> Stated task
Repeat all the material exactly; pictures stay out of your copy.

> Raw data
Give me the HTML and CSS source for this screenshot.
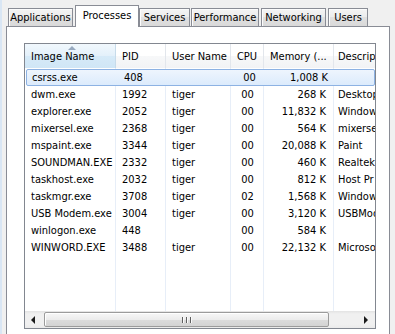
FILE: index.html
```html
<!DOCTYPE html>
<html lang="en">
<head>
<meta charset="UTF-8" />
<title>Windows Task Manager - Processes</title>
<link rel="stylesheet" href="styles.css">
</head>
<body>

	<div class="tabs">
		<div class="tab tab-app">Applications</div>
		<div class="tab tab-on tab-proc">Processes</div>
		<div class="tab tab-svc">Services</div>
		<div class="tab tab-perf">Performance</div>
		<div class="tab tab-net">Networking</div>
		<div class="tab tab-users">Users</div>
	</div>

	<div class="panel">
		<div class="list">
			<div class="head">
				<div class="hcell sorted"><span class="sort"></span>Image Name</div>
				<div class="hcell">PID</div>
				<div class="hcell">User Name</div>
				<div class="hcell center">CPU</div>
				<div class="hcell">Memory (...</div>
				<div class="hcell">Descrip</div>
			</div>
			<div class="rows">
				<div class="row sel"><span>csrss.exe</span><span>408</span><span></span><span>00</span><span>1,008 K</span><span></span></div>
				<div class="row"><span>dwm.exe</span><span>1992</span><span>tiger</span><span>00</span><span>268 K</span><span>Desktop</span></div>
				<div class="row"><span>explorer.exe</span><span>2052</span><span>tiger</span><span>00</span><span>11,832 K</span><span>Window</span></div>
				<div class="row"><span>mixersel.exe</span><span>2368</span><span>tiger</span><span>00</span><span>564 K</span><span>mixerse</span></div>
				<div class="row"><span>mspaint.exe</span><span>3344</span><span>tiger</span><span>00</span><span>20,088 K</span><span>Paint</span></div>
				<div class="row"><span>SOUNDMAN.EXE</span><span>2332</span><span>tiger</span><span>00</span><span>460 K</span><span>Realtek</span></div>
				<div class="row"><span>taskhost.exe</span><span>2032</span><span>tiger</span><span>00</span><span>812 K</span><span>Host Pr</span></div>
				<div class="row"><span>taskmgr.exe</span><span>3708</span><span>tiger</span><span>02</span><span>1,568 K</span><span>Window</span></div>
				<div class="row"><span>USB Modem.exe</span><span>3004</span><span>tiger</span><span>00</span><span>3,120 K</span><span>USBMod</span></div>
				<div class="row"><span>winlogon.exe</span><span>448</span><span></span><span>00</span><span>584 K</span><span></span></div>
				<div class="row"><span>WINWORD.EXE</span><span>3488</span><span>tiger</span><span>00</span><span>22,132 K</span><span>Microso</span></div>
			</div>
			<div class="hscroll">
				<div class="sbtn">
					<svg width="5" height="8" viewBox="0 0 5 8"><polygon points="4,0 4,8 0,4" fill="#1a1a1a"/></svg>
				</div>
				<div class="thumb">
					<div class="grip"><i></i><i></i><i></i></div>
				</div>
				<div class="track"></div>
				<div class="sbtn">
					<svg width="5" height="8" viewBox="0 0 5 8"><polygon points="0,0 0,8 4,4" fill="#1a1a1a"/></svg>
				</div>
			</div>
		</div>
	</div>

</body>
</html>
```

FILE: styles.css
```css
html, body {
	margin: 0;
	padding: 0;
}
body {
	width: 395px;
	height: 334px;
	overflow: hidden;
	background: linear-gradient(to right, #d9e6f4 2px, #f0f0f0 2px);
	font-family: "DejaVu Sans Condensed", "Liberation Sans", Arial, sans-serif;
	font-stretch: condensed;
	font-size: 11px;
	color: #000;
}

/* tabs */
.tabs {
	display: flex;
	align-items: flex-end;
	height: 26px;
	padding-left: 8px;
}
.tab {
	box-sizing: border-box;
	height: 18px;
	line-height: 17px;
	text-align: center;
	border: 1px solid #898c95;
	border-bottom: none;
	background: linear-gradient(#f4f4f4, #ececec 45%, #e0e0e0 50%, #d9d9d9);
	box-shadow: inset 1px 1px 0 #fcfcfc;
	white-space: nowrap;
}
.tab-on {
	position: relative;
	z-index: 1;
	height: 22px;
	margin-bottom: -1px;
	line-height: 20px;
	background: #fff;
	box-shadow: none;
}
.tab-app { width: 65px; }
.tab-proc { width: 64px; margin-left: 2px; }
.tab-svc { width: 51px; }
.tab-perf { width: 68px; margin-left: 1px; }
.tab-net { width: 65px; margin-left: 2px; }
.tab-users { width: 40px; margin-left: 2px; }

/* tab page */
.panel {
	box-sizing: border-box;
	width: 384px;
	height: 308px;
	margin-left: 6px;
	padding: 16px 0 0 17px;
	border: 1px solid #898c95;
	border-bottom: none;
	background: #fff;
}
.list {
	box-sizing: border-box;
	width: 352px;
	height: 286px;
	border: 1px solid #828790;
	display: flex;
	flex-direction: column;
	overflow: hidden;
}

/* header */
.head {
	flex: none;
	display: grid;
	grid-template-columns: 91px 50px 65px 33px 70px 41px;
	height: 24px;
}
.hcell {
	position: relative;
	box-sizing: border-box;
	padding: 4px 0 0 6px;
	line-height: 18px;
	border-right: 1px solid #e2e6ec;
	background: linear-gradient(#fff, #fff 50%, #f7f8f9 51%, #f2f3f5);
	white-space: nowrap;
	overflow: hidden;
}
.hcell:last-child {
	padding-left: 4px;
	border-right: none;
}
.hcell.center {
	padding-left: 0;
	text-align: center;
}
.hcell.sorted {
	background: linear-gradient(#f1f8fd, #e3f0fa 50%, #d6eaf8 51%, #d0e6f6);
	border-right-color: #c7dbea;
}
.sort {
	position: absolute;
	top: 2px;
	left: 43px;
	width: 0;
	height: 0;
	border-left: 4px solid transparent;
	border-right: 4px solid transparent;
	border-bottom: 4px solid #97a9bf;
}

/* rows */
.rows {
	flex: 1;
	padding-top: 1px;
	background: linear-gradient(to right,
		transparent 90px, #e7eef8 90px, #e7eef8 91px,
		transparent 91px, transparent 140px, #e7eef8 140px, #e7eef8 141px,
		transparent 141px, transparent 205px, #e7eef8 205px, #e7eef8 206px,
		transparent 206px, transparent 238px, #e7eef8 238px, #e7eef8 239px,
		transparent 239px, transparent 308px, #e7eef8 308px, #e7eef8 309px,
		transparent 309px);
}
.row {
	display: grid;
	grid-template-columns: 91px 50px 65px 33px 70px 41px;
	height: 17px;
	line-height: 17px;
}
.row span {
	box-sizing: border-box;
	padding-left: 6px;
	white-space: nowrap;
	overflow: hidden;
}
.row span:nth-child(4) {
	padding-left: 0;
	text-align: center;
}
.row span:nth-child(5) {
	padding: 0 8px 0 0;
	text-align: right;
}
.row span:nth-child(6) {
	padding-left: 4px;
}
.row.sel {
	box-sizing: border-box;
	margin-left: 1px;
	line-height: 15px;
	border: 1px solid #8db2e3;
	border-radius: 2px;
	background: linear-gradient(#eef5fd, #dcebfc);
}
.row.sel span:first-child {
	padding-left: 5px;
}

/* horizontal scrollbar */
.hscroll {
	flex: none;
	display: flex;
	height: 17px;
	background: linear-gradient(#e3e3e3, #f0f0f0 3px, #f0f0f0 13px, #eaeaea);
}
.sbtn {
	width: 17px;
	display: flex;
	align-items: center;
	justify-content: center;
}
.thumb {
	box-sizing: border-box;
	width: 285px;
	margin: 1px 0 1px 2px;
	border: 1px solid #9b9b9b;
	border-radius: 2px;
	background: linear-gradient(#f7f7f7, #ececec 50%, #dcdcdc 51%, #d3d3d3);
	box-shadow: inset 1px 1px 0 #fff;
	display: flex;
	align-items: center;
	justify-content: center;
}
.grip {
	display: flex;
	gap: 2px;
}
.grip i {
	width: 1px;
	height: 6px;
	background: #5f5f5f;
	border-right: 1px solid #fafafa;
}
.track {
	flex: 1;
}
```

> Answer to the exercise
Give me the HTML and CSS source for this screenshot.
FILE: index.html
```html
<!DOCTYPE html>
<html lang="en">
<head>
<meta charset="UTF-8" />
<title>Windows Task Manager - Processes</title>
<link rel="stylesheet" href="styles.css">
</head>
<body>

	<div class="tabs">
		<div class="tab tab-app">Applications</div>
		<div class="tab tab-on tab-proc">Processes</div>
		<div class="tab tab-svc">Services</div>
		<div class="tab tab-perf">Performance</div>
		<div class="tab tab-net">Networking</div>
		<div class="tab tab-users">Users</div>
	</div>

	<div class="panel">
		<div class="list">
			<div class="head">
				<div class="hcell sorted"><span class="sort"></span>Image Name</div>
				<div class="hcell">PID</div>
				<div class="hcell">User Name</div>
				<div class="hcell center">CPU</div>
				<div class="hcell">Memory (...</div>
				<div class="hcell">Descrip</div>
			</div>
			<div class="rows">
				<div class="row sel"><span>csrss.exe</span><span>408</span><span></span><span>00</span><span>1,008 K</span><span></span></div>
				<div class="row"><span>dwm.exe</span><span>1992</span><span>tiger</span><span>00</span><span>268 K</span><span>Desktop</span></div>
				<div class="row"><span>explorer.exe</span><span>2052</span><span>tiger</span><span>00</span><span>11,832 K</span><span>Window</span></div>
				<div class="row"><span>mixersel.exe</span><span>2368</span><span>tiger</span><span>00</span><span>564 K</span><span>mixerse</span></div>
				<div class="row"><span>mspaint.exe</span><span>3344</span><span>tiger</span><span>00</span><span>20,088 K</span><span>Paint</span></div>
				<div class="row"><span>SOUNDMAN.EXE</span><span>2332</span><span>tiger</span><span>00</span><span>460 K</span><span>Realtek</span></div>
				<div class="row"><span>taskhost.exe</span><span>2032</span><span>tiger</span><span>00</span><span>812 K</span><span>Host Pr</span></div>
				<div class="row"><span>taskmgr.exe</span><span>3708</span><span>tiger</span><span>02</span><span>1,568 K</span><span>Window</span></div>
				<div class="row"><span>USB Modem.exe</span><span>3004</span><span>tiger</span><span>00</span><span>3,120 K</span><span>USBMod</span></div>
				<div class="row"><span>winlogon.exe</span><span>448</span><span></span><span>00</span><span>584 K</span><span></span></div>
				<div class="row"><span>WINWORD.EXE</span><span>3488</span><span>tiger</span><span>00</span><span>22,132 K</span><span>Microso</span></div>
			</div>
			<div class="hscroll">
				<div class="sbtn">
					<svg width="5" height="8" viewBox="0 0 5 8"><polygon points="4,0 4,8 0,4" fill="#1a1a1a"/></svg>
				</div>
				<div class="thumb">
					<div class="grip"><i></i><i></i><i></i></div>
				</div>
				<div class="track"></div>
				<div class="sbtn">
					<svg width="5" height="8" viewBox="0 0 5 8"><polygon points="0,0 0,8 4,4" fill="#1a1a1a"/></svg>
				</div>
			</div>
		</div>
	</div>

</body>
</html>
```

FILE: styles.css
```css
html, body {
	margin: 0;
	padding: 0;
}
body {
	width: 395px;
	height: 334px;
	overflow: hidden;
	background: linear-gradient(to right, #d9e6f4 2px, #f0f0f0 2px);
	font-family: "DejaVu Sans Condensed", "Liberation Sans", Arial, sans-serif;
	font-stretch: condensed;
	font-size: 11px;
	color: #000;
}

/* tabs */
.tabs {
	display: flex;
	align-items: flex-end;
	height: 26px;
	padding-left: 8px;
}
.tab {
	box-sizing: border-box;
	height: 18px;
	line-height: 17px;
	text-align: center;
	border: 1px solid #898c95;
	border-bottom: none;
	background: linear-gradient(#f4f4f4, #ececec 45%, #e0e0e0 50%, #d9d9d9);
	box-shadow: inset 1px 1px 0 #fcfcfc;
	white-space: nowrap;
}
.tab-on {
	position: relative;
	z-index: 1;
	height: 22px;
	margin-bottom: -1px;
	line-height: 20px;
	background: #fff;
	box-shadow: none;
}
.tab-app { width: 65px; }
.tab-proc { width: 64px; margin-left: 2px; }
.tab-svc { width: 51px; }
.tab-perf { width: 68px; margin-left: 1px; }
.tab-net { width: 65px; margin-left: 2px; }
.tab-users { width: 40px; margin-left: 2px; }

/* tab page */
.panel {
	box-sizing: border-box;
	width: 384px;
	height: 308px;
	margin-left: 6px;
	padding: 16px 0 0 17px;
	border: 1px solid #898c95;
	border-bottom: none;
	background: #fff;
}
.list {
	box-sizing: border-box;
	width: 352px;
	height: 286px;
	border: 1px solid #828790;
	display: flex;
	flex-direction: column;
	overflow: hidden;
}

/* header */
.head {
	flex: none;
	display: grid;
	grid-template-columns: 91px 50px 65px 33px 70px 41px;
	height: 24px;
}
.hcell {
	position: relative;
	box-sizing: border-box;
	padding: 4px 0 0 6px;
	line-height: 18px;
	border-right: 1px solid #e2e6ec;
	background: linear-gradient(#fff, #fff 50%, #f7f8f9 51%, #f2f3f5);
	white-space: nowrap;
	overflow: hidden;
}
.hcell:last-child {
	padding-left: 4px;
	border-right: none;
}
.hcell.center {
	padding-left: 0;
	text-align: center;
}
.hcell.sorted {
	background: linear-gradient(#f1f8fd, #e3f0fa 50%, #d6eaf8 51%, #d0e6f6);
	border-right-color: #c7dbea;
}
.sort {
	position: absolute;
	top: 2px;
	left: 43px;
	width: 0;
	height: 0;
	border-left: 4px solid transparent;
	border-right: 4px solid transparent;
	border-bottom: 4px solid #97a9bf;
}

/* rows */
.rows {
	flex: 1;
	padding-top: 1px;
	background: linear-gradient(to right,
		transparent 90px, #e7eef8 90px, #e7eef8 91px,
		transparent 91px, transparent 140px, #e7eef8 140px, #e7eef8 141px,
		transparent 141px, transparent 205px, #e7eef8 205px, #e7eef8 206px,
		transparent 206px, transparent 238px, #e7eef8 238px, #e7eef8 239px,
		transparent 239px, transparent 308px, #e7eef8 308px, #e7eef8 309px,
		transparent 309px);
}
.row {
	display: grid;
	grid-template-columns: 91px 50px 65px 33px 70px 41px;
	height: 17px;
	line-height: 17px;
}
.row span {
	box-sizing: border-box;
	padding-left: 6px;
	white-space: nowrap;
	overflow: hidden;
}
.row span:nth-child(4) {
	padding-left: 0;
	text-align: center;
}
.row span:nth-child(5) {
	padding: 0 8px 0 0;
	text-align: right;
}
.row span:nth-child(6) {
	padding-left: 4px;
}
.row.sel {
	box-sizing: border-box;
	margin-left: 1px;
	line-height: 15px;
	border: 1px solid #8db2e3;
	border-radius: 2px;
	background: linear-gradient(#eef5fd, #dcebfc);
}
.row.sel span:first-child {
	padding-left: 5px;
}

/* horizontal scrollbar */
.hscroll {
	flex: none;
	display: flex;
	height: 17px;
	background: linear-gradient(#e3e3e3, #f0f0f0 3px, #f0f0f0 13px, #eaeaea);
}
.sbtn {
	width: 17px;
	display: flex;
	align-items: center;
	justify-content: center;
}
.thumb {
	box-sizing: border-box;
	width: 285px;
	margin: 1px 0 1px 2px;
	border: 1px solid #9b9b9b;
	border-radius: 2px;
	background: linear-gradient(#f7f7f7, #ececec 50%, #dcdcdc 51%, #d3d3d3);
	box-shadow: inset 1px 1px 0 #fff;
	display: flex;
	align-items: center;
	justify-content: center;
}
.grip {
	display: flex;
	gap: 2px;
}
.grip i {
	width: 1px;
	height: 6px;
	background: #5f5f5f;
	border-right: 1px solid #fafafa;
}
.track {
	flex: 1;
}
```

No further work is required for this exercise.